The Price Is Your Privacy & Data

Again

I keep reading and hearing how exciting the new “unlimited” (there are limits) Google Photos app storage is.

However, I keep thinking how successful Google will be in grabbing more metadata and auctioning off even more bits of our lives.

I had very little unused bandwidth last night and this morning – the culprit being a family member uploading tons of photos to Google via the new Photos app. Although, I have a reserved corner in the Bog of Eternal Stench for all the background bandwidth consuming apps of today’s UX oblivious world, it was the vision of how much metadata Google was grabbing to feed its ad machine that made me see Photos for what it is.

Google Photos is the best new metadata low-lit reheated buffet for serving up your memories in neatly repackaged data points to the voracious ad world.

I especially enjoyed the clever “privacy” feature description that Google knew was necessary to lure in the sheeple. For instance, the ability to strip geo-location data when sharing a photo to someone sounds nice on the surface, but that data still exists in the hands of Google and its algorithms. Facial and object recognition adds a nice way of identifying what’s in a photo besides simply relying on embedded metadata too. Again, this is all data that will be used to better grease the ad machine.

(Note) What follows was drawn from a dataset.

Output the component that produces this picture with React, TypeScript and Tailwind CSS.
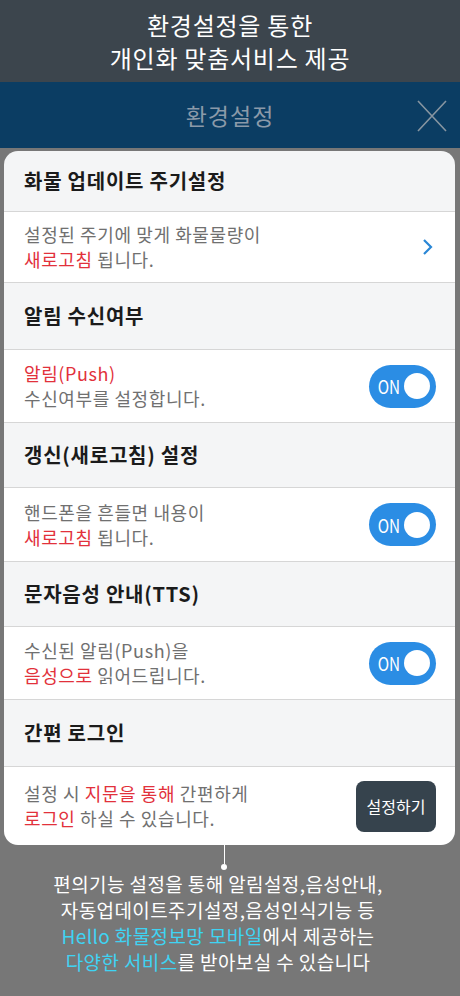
import React from 'react'

const font = { fontFamily: '"Noto Sans CJK KR", "Noto Sans", sans-serif' }

function Toggle() {
  return (
    <div className="flex h-[43px] w-[67px] items-center rounded-full bg-[#2b8de4] pl-[7px] pr-[6px]">
      <span className="w-[22px] scale-x-[0.85] text-center text-[18px] leading-none text-white">ON</span>
      <span className="ml-auto h-[26px] w-[26px] rounded-full bg-white" />
    </div>
  )
}

function Header({ title, h }: { title: string; h: string }) {
  return (
    <div className={`flex items-center border-b border-[#d6d6d6] bg-[#f4f5f6] px-[20px] ${h}`}>
      <span className="text-[20px] font-bold tracking-[0.75px] text-[#1b1b1b]">{title}</span>
    </div>
  )
}

function Body({ children, right, h, last }: { children: React.ReactNode; right?: React.ReactNode; h: string; last?: boolean }) {
  return (
    <div className={`flex items-center justify-between bg-white pl-[20px] pr-[19px] ${h} ${last ? '' : 'border-b border-[#d6d6d6]'}`}>
      <div className="text-[18px] leading-[25px] tracking-[0.6px] text-[#707070]">{children}</div>
      {right}
    </div>
  )
}

const Red = ({ children }: { children: React.ReactNode }) => <span className="text-[#e2313b]">{children}</span>

export default function App() {
  return (
    <div className="flex h-[996px] w-[460px] flex-col overflow-hidden bg-[#777777]" style={font}>
      <div className="flex h-[82px] flex-col items-center justify-center bg-[#3c454d] text-[24px] leading-[33px] tracking-[0.75px] text-white">
        <div>환경설정을 통한</div>
        <div>개인화 맞춤서비스 제공</div>
      </div>

      <div className="relative flex h-[66px] items-center justify-center bg-[#0b3d63]">
        <span className="text-[23px] tracking-[1px] text-[#8b9aa9]">환경설정</span>
        <svg className="absolute right-[13px] top-[18px]" width="30" height="32" viewBox="0 0 30 32">
          <path d="M1 1 L29 31 M29 1 L1 31" stroke="#8795a1" strokeWidth="1.6" fill="none" />
        </svg>
      </div>

      <div className="ml-[4px] mr-[5px] mt-[3px] overflow-hidden rounded-[14px]">
        <Header title="화물 업데이트 주기설정" h="h-[61px]" />
        <Body
          h="h-[71px]"
          right={
            <svg width="11" height="18" viewBox="0 0 11 18" className="mr-[3px]">
              <path d="M2 2 L9 9 L2 16" stroke="#2a87d6" strokeWidth="2.2" fill="none" />
            </svg>
          }
        >
          <div>설정된 주기에 맞게 화물물량이</div>
          <div><Red>새로고침</Red> 됩니다.</div>
        </Body>

        <Header title="알림 수신여부" h="h-[67px]" />
        <Body h="h-[73px]" right={<Toggle />}>
          <div><Red>알림(Push)</Red></div>
          <div>수신여부를 설정합니다.</div>
        </Body>

        <Header title="갱신(새로고침) 설정" h="h-[65px]" />
        <Body h="h-[74px]" right={<Toggle />}>
          <div>핸드폰을 흔들면 내용이</div>
          <div><Red>새로고침</Red> 됩니다.</div>
        </Body>

        <Header title="문자음성 안내(TTS)" h="h-[65px]" />
        <Body h="h-[73px]" right={<Toggle />}>
          <div>수신된 알림(Push)을</div>
          <div><Red>음성으로</Red> 읽어드립니다.</div>
        </Body>

        <Header title="간편 로그인" h="h-[67px]" />
        <Body
          h="h-[78px]"
          last
          right={
            <button type="button" className="h-[51px] w-[80px] rounded-[8px] bg-[#36434d] text-[16px] text-white">
              설정하기
            </button>
          }
        >
          <div>설정 시 <Red>지문을 통해</Red> 간편하게</div>
          <div><Red>로그인</Red> 하실 수 있습니다.</div>
        </Body>
      </div>

      <div className="flex flex-col items-center pr-[12px]">
        <div className="h-[19px] w-px bg-white" />
        <div className="h-[6px] w-[6px] rounded-full bg-white" />
      </div>

      <div className="mt-[1px] flex flex-col items-center pr-[24px] text-[19px] leading-[26px] tracking-[0.4px] text-white">
        <div>편의기능 설정을 통해 알림설정,음성안내,</div>
        <div>자동업데이트주기설정,음성인식기능 등</div>
        <div>
          <span className="text-[#3fd3f2]">Hello 화물정보망 모바일</span>에서 제공하는
        </div>
        <div>
          <span className="text-[#3fd3f2]">다양한 서비스</span>를 받아보실 수 있습니다
        </div>
      </div>
    </div>
  )
}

Google Photos is a free app with sort of unlimited storage, but the price is your metadata. Remember the free email? The price was contact lists and keywords. Photos is coming to us with an exorbitant price tag of undiscussed metadata.

It’s probably a good time, whether you plan on using Google Photos or not, to find a good image EXIF remover – an app to remove embedded metadata from photos (that doesn’t get around facial recognition algorithms though – maybe buy stock in a sunglass company).

Photo store safely.

[Update May 30, 2015]

The information gleaned from analyzing these photos does not travel outside of this product – not today.

It’s tomorrow that I worry about considering Google’s revenue streams and historical record. Lure us in and then spring the trap.